You might just need to show your new kitten where the litter tray is and place it on the tray when it wakes up from a sleep, or when it crouches and looks as if it’s going to go!

Providing a safe and comfortable space is essential to help your kitten adapt quickly to your home.

2. Is it okay for my kitten to sleep in my bed?

It may be very tempting to allow a crying kitten to sleep in your bed or with your children, but it can be dangerous both for yourself and the kitten.

Cats carry diseases that they can transmit to humans, and you can also smother your kitten in your sleep.

To keep both yourself and your kitten safe, its best to let her sleep in her own safe space.

Also, if you allow your kitten to roam around freely when she is young, it will be hard to implement a strict bedtime once she is grown up.

3. Should I leave the light on or turned off in my kitten’s room?

Cats can see properly in the dark, and your kitten will not have difficulty finding what she wants even in limited lighting.

You can keep the light on or provide a night light on the first night to help your kitten get accustomed to her new surroundings.

Cats tend to be active at dusk and dawn, so switching off the light around your bedtime will help to set a sleeping pattern for the kitten and allow her to adjust to your home.

4. How should I handle my kitten’s crying at night?

Your kitten will surely cry the first couple of nights after you bring her home.

The kitten has been separated from her mother and littermates and is bound to feel lonely and insecure.

You can help your kitten settle down by making her feel as warm and safe as possible.

As mentioned earlier in this article, placing a hot water bottle wrapped up in a blanket next to the kitten will help her to feel warm and secure.
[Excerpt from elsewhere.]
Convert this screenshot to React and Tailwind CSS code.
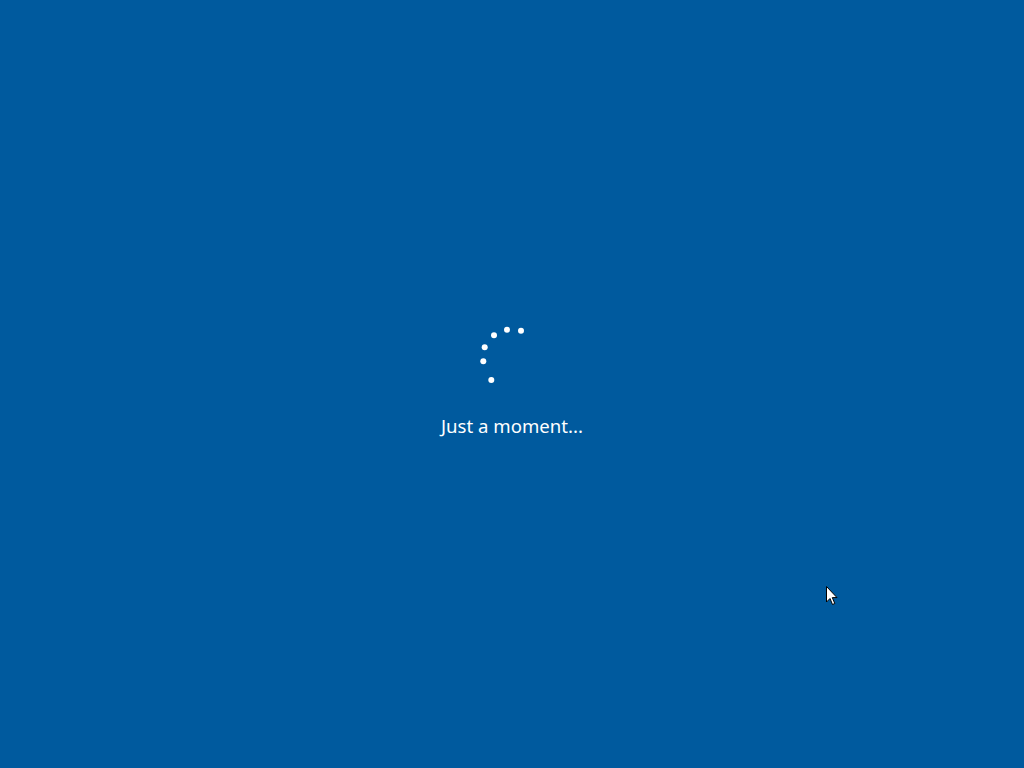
export default function App() {
  const dots = [
    [41, 5.7],
    [27, 4.7],
    [14, 10.3],
    [4.7, 22.3],
    [3.3, 36.3],
    [11.3, 55],
  ];
  return (
    <div className="relative w-full h-[768px] bg-[#005a9e] flex flex-col items-center pt-[325px] overflow-hidden">
      <svg width="64" height="64" viewBox="0 0 64 64" className="block">
        {dots.map(([x, y], i) => (
          <circle key={i} cx={x} cy={y} r="3" fill="#ffffff" />
        ))}
      </svg>
      <div
        className="mt-[25px] text-white text-[18.6px] leading-[24px]"
        style={{ fontFamily: '"Noto Sans", "Open Sans", sans-serif' }}
      >
        Just a moment...
      </div>
      <svg
        width="14"
        height="22"
        viewBox="0 0 14 22"
        className="absolute left-[826px] top-[586px]"
      >
        <path
          d="M0.5 0.5 L0.5 16 L4 12.5 L6.5 18.5 L8.8 17.5 L6.3 11.6 L11 11.6 Z"
          fill="#ffffff"
          stroke="#000000"
          strokeWidth="1"
          strokeLinejoin="miter"
        />
      </svg>
    </div>
  );
}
Remember, it should not be too hot or boiling water straight from the kettle.

Placing a ticking clock wrapped up in a blanket and fake fur also help in providing comfort and warmth to a kitten by mimicking the presence of the mother cat.

5. How should I handle separation anxiety in my kitten?

In order to help your kitten settle into her new environment and feel happy, you need to provide plenty of love, a secure place, and enough physical and mental stimulation.

The main reason for separation anxiety in a kitten is the feeling of insecurity and the need to depend on others to have needs met.

Encouraging your kitten to do things on her own will help to make her more confident.

As mentioned above, your new kitten needs to have her quiet room with everything she needs – food, water, litter box, toys, comfortable cat bed, scratching post, etc.

It would help if you leave the kitten in her safe place for short durations, and as they get more confident, you can increase the time they spend alone. Eventually, you will be able to leave them alone when you go to work.

6. Do kittens normally sleep through the night?

Kittens don’t always sleep through the night. They can be awake through the night.

Though kittens love to sleep and are capable of sleeping 18-20 hours, they don’t always sleep when we are asleep.

Cats tend to be active during dawn and dusk, and in a new place, it may not sleep well the first few nights.

Sleep is essential for your kitten’s development, and therefore it’s essential to let them sleep when they want to so that they can grow up to be healthy and well adjusted.

7. How should I set up my kitten’s bed?

When selecting a kitten bed, go for one that is comfortable, has raised sides to provide extra security and also keep their toys inside without falling off.

Make sure also to add soft blankets to ensure a good night’s sleep for your kitten.

As mentioned earlier in this article, your kitten’s litter tray, food bowl and water bowl should be nearby in case she needs it in the night.

A scratching post will also make the space even more comfortable for your kitten; she can start her day by stretching and scratching away

8. Is it wrong to leave a kitten crying?

The only way to reduce attention-seeking cries in your kitten is to stop responding every time she cries out.

If you have taken care of everything she needs, played with her and you are sure that she is not sick, then it is okay to leave her crying.

Your kitten should not learn that her cries can get her what she wants – treats, playtime, cuddles etc.